List each line of the data in which the string "styles" appears.
=== Input data ===
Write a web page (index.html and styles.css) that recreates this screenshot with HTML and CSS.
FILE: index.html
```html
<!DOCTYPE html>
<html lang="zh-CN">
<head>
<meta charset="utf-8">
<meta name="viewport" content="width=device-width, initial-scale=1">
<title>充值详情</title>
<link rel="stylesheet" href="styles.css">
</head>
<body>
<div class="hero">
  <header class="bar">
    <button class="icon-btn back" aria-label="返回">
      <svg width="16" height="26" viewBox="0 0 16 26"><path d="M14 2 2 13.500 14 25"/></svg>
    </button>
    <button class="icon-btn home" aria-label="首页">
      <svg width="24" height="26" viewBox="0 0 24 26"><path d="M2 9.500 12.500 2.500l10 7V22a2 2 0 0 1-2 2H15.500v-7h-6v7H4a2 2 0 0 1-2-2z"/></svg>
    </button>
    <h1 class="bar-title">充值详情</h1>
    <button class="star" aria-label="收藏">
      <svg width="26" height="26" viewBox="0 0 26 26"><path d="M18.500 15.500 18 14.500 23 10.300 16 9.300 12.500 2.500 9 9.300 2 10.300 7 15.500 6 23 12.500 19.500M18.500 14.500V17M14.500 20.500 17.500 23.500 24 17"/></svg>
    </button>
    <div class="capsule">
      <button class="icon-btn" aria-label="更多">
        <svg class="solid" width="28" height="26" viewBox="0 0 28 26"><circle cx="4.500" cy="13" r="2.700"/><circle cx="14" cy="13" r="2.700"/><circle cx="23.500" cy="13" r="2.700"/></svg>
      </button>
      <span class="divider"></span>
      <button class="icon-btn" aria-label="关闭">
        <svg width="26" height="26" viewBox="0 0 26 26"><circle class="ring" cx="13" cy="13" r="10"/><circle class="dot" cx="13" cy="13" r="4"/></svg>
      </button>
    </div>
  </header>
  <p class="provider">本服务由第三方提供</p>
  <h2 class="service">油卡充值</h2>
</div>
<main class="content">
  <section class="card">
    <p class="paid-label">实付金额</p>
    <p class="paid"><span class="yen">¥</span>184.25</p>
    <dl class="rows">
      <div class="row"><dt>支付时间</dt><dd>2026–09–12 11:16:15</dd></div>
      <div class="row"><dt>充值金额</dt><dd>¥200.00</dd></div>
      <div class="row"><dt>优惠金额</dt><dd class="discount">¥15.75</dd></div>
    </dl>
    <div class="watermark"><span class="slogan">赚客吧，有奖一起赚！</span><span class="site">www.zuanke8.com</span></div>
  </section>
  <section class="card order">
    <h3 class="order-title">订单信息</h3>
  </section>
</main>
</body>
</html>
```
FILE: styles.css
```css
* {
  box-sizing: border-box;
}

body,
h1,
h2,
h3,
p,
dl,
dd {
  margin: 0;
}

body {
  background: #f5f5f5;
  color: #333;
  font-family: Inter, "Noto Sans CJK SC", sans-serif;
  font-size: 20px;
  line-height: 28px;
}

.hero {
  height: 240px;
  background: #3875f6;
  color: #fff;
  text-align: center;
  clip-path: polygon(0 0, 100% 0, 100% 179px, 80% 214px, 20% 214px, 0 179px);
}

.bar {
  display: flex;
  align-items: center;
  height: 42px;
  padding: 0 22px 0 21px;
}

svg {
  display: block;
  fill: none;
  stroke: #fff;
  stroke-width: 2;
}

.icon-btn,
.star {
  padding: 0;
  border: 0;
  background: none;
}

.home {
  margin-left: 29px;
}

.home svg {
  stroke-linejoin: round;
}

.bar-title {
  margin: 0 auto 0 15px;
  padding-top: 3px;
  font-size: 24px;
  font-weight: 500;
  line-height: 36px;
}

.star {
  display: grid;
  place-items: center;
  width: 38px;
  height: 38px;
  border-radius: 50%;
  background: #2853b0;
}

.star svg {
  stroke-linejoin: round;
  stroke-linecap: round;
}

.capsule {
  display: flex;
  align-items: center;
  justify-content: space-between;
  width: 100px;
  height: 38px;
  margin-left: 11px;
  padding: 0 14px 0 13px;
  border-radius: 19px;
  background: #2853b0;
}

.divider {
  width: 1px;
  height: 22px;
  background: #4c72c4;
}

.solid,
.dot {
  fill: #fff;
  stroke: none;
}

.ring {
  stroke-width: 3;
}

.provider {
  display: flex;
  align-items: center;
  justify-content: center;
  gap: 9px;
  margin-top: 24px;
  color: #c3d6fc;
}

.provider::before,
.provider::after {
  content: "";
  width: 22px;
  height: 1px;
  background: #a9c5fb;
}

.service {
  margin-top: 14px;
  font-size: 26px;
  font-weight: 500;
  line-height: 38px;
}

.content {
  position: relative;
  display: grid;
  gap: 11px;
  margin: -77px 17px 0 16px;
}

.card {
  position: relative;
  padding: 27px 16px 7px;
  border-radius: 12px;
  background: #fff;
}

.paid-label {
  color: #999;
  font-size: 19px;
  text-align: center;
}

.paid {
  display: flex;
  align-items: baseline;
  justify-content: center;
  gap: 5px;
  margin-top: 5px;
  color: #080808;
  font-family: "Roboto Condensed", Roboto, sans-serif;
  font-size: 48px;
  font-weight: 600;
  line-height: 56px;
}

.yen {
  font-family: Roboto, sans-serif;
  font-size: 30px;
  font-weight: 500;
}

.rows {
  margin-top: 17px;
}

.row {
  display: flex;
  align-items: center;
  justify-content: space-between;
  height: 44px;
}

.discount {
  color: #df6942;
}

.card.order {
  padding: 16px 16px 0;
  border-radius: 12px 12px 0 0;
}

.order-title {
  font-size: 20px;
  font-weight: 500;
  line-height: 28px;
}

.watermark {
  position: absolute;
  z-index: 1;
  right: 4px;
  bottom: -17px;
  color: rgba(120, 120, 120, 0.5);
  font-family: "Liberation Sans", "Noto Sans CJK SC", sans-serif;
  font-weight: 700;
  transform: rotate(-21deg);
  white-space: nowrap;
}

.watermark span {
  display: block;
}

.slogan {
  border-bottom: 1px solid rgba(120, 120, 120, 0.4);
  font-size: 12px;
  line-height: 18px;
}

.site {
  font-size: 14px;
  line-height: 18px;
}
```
===
=== Input data ===
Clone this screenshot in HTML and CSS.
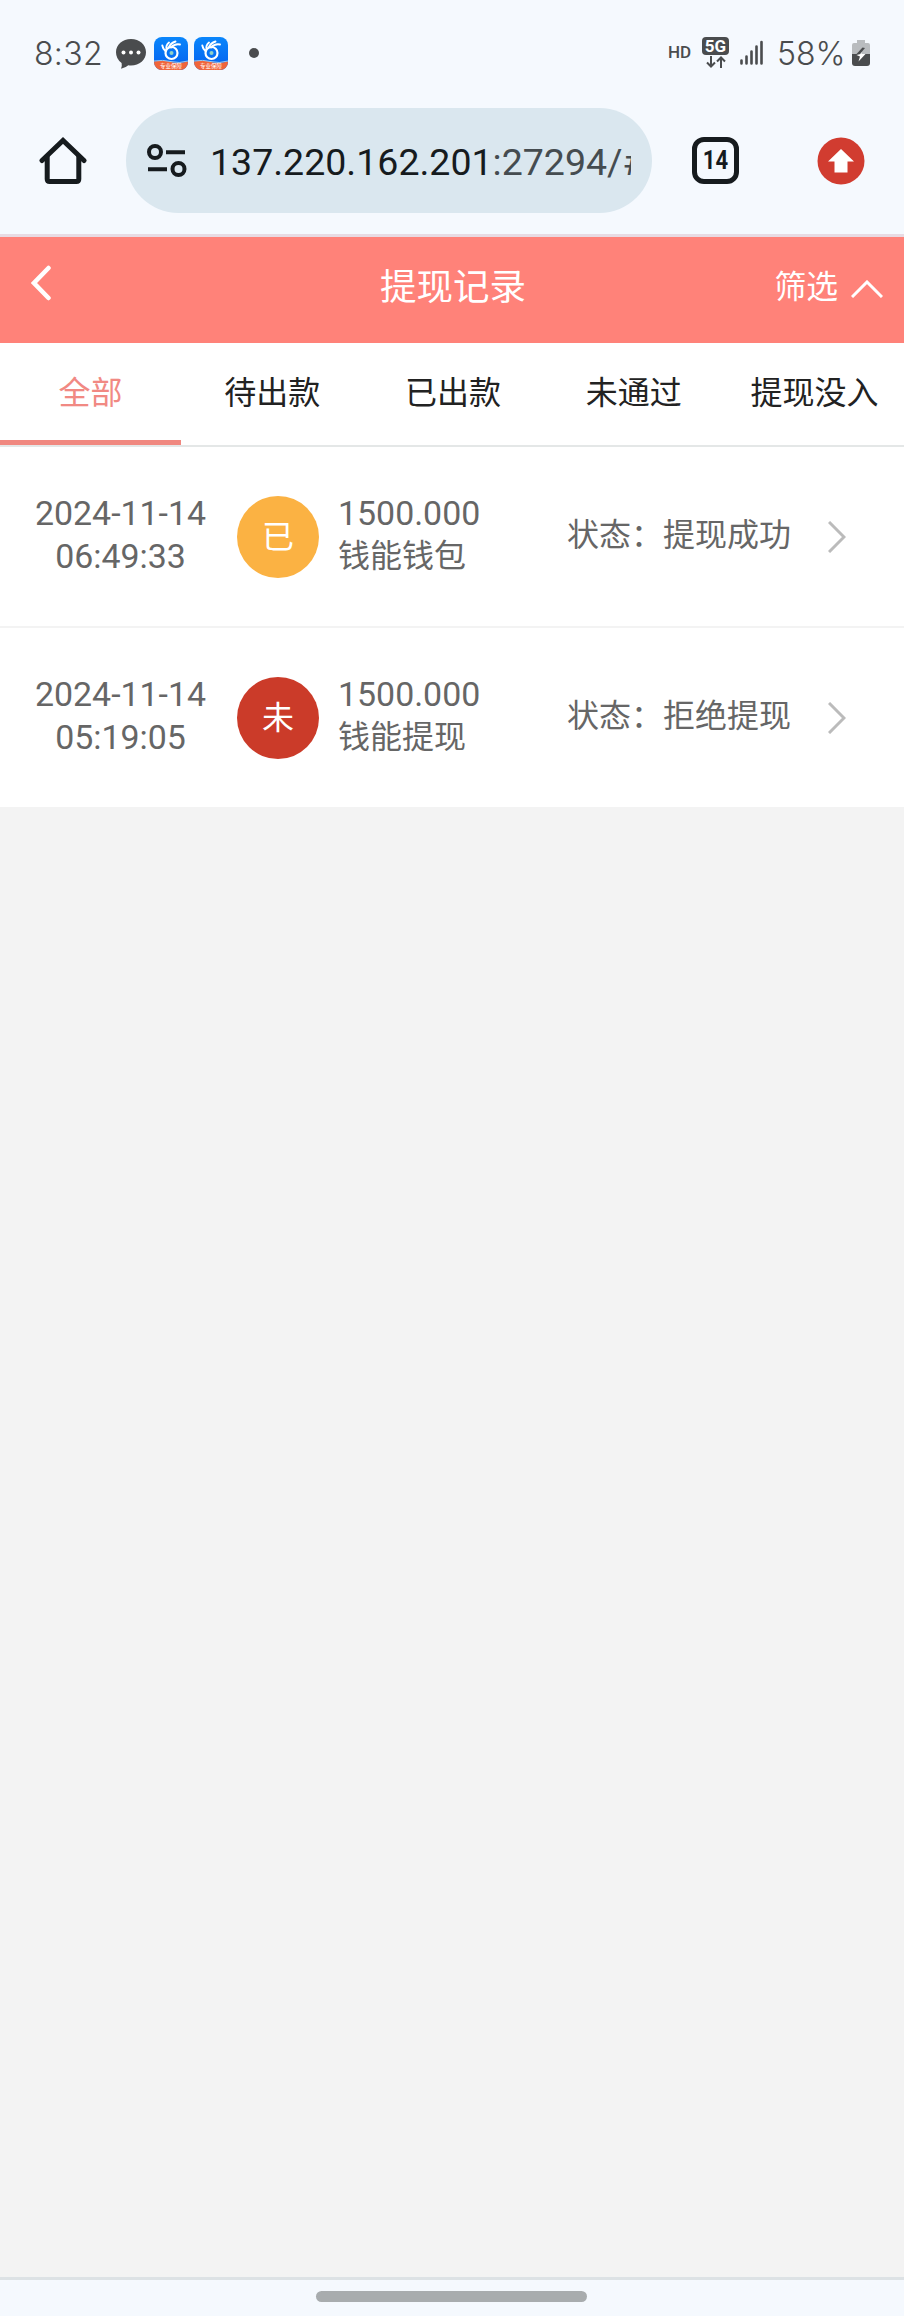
===
### [Answer in full]
Write a web page (index.html and styles.css) that recreates this screenshot with HTML and CSS.
<link rel="stylesheet" href="styles.css">
FILE: styles.css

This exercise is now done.